As can be seen from the outline given above, Debenhams went to considerable lengths to ensure that as far as possible English contract law was complied with and that the transaction, if analysed from the viewpoint of contract law, would constitute two supplies ie a supply of goods by Debenhams Retail and a supply of credit card services by their credit card company. The customer would have contracted separately with each company.

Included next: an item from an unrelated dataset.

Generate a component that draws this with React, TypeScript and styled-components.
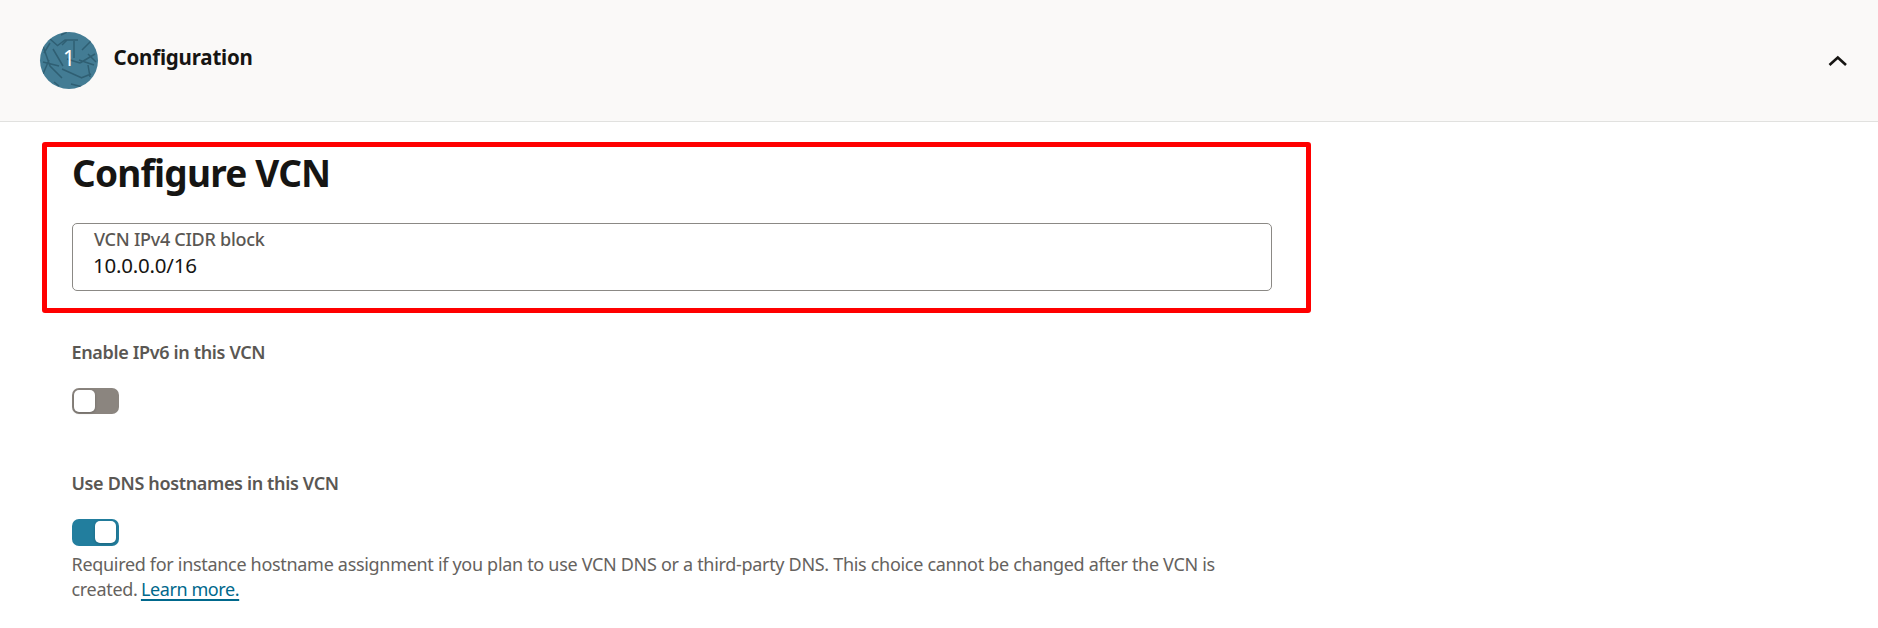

The analysis under English contract law was one of the grounds on which the Revenue challenged Debenhams claim to exemption. They suggested that the customers were unaware or were indifferent, to the notices by Debenhams regarding the charge to the credit card company. They pointed out that the total price payable would be no different (a factor which would rob the matter of interest for most people) and that indeed where goods were returned and Debehnams made a refund, the total price paid was refunded and not just the net price apportioned to the goods as opposed to the credit card handling charge.

The Revenue also produced evidence that a Revenue official had made a purchase in the shop and had challenged the till roll receipt given on the basis that he was not willing to make a separate payment to the credit card company. The transaction was nonetheless proceeded with by the cashier. There was also evidence produced that not all the cashiers understood the references on the notices in the store to the credit card handling charge.

The judge’s comments on these pieces of evidence was: “In any system involving hundreds of thousands or even millions of transactions occasional slip-ups are inevitable, particularly when they are sought”. The judge upheld Debenhams view that a customer using a credit card contracted separately for the goods and for the credit card handling facilities.

It is apparent from the evidence that Debenhams had been very careful to ensure that they fully met the requirements of contract law to bring about this result.

The Revenue attacked Debenhams claim under a variety of other headings including that it was artificial and involved tax avoidance. These arguments were rejected by the judge.

The case has considerable implications. If the judgement stands, then Debenhams would not have to account for VAT on 2.5p.c. of their credit card turnover. Nowadays credit card turnover must be a large part of turnover in any large retail outlet. Were the judgement applied in Ireland where the VAT rate is generally 21p.c. on most transactions it would add over .5p.c. to the gross margin of a store.

Despite their victory in the High Court, Debenhams case is not yet safe. One specific ground on which the Revenue attacked their claim was not considered by the court as it raised issues that are currently pending for hearing before the European Court of Justice in other cases. This was the question of whether or not the supply of the credit card facilities was ancillary to the main supply of the goods being purchased with the credit card.

If it were, then the two transactions would be amalgamated into a single transaction and the VAT treatment of the main transaction, the purchase of the goods, would be applied to the consideration on the entire transaction. This outcome is provided for in the EU 6th VAT directive and in domestic law in Ireland and in the UK. This argument may yet prove a serious obstacle to Debenhams claim.

There is a further difficult to quantify threat to the Debenhams claim and that is the fact that the European Court of Justice tends to view VAT matters without much regard to issues such as contract law in member states. The ECJ tends rather to focus on the basic principles underlying VAT, as set out in the 1st VAT Directive. The application of these basic principles can be unpredictable in their outcome in particular cases. In consequence the Debenhams decision is one which businesses with major credit card usage cannot ignore, yet it is also a decision which they cannot safely take as assuredly the correct interpretation of the law.